Factsheet: Donald Trump’s tax returns
Donald Trump has said repeatedly that there isn’t much new information to learn in his tax returns, defending his much-derided decision not to make them public. Yet just three pages of his 1995 tax returns, uncovered by the New York Times this past weekend, reveal significant facts.
In 1995, Trump reported a $916 million loss, according to the three pages of returns obtained and verified by the New York Times in September. These losses stemmed from significant financial problems across many of Trump’s businesses in the 1990s, including at least four major bankruptcies.
At the Sept. 26 presidential debate, a few before the New York Times story came out, Clinton suggested Trump may not want to release his tax returns because he doesn’t pay income taxes.
"That makes me smart," Trump replied, without confirming or denying Clinton’s charge.
As it turns out, the 1995 returns also show it’s possible Trump was able to avoid paying federal income tax for as much as 18 years, legally.
A tax provision known as net operating loss allows people to report various losses from their businesses on their personal tax returns as a deduction. So if a person’s reported net operating loss is equal to or larger than their personal income, that person does not have to pay income taxes.
A loss as large as Trump’s, $916 million, could counteract any income Trump earned in 1995 and several years before and after, up to 18 years total under IRS rules in 1995, according to the New York Times.
Trump hasn’t released any of his tax returns from any year on his own accord, citing an ongoing IRS audit, even though the IRS has said an audit does not bar someone from releasing their own returns. Former President Richard Nixon released his returns while undergoing an audit.
There is no law requiring Trump, as a presidential candidate, to release his tax returns. However, tradition has compelled nearly every presidential candidate over the past several decades to release their tax returns during an election. For comparison, Trump’s opponent Hillary Clinton has released the past nine years of returns.
The New York Times’ discovery puts in a new light Trump’s previous claims that his public financial disclosure forms, which law does require of presidential candidates, reveal more information than his tax returns. They don’t.
His financial disclosure form is extensive, including 92 pages of small-print details on assets and income. But there’s a good deal of information that Trump’s tax returns would reveal that his financial disclosure forms don’t, such as his effective tax rate, the types of taxes he paid, and how much he gave to charity, as well as a more detailed picture of his income-producing assets.
We know a little bit about Trump’s taxes in the 1970s. A 1981 report by New Jersey gambling regulators analyzed Trump's finances as part of his efforts to get a casino license for a proposed casino-hotel complex. Page 33 reports on Trump's income and federal tax payments for 1975 through 1979.

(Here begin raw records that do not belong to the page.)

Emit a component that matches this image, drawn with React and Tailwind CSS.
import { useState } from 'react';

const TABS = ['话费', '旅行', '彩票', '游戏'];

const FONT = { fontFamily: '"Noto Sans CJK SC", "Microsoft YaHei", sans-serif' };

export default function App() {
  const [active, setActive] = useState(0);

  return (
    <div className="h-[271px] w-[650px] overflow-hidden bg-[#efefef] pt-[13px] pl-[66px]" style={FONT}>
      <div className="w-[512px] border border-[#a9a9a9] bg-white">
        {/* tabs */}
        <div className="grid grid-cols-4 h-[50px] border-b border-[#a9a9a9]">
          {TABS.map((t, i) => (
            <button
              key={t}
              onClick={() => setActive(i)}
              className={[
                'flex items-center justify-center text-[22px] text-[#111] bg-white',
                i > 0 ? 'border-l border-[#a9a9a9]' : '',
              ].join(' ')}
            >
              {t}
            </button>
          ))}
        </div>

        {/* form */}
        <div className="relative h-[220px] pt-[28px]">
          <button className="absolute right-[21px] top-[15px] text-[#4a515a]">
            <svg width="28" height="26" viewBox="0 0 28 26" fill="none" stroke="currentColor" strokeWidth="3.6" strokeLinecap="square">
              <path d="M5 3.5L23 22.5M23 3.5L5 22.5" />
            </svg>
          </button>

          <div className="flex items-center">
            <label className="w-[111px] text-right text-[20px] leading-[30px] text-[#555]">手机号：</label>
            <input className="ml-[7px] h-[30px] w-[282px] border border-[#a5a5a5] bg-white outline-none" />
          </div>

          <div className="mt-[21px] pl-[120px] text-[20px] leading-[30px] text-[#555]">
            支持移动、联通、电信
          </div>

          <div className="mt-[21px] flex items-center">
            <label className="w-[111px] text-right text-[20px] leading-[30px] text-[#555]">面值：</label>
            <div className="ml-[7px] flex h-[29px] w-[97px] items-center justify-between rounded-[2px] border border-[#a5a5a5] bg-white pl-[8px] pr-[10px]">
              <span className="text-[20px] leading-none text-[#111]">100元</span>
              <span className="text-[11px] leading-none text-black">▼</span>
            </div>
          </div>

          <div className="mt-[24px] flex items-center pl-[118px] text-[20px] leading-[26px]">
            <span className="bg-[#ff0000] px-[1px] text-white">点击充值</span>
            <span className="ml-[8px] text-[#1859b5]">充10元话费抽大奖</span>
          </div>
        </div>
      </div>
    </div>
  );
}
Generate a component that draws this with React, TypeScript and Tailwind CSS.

The report says that Trump paid federal taxes for three of those five years, 1975-77. Trump did not pay federal income tax in 1978 and 1979 because, according to the tax rules, he lost money those years. But the report reveals no specifics, so the details of his tax returns for those years remain a mystery.
In response to the New York Times’ story, Trump’s campaign said in a statement, "Mr. Trump knows the tax code far better than anyone who has ever run for president and he is the only one that knows how to fix it."
Trump’s opponents, though, argue that his proposed tax plan will benefit wealthy people, like Trump, the most.
The nonpartisan Tax Policy Center analyzed Trump’s proposal and found that on average, households at all income levels would receive tax cuts, as of May 2016. But the top 0.1 of taxpayers would receive 18 percent of the tax reduction, while the bottom 60 percent of taxpayers would receive 16.4 percent of the reduction.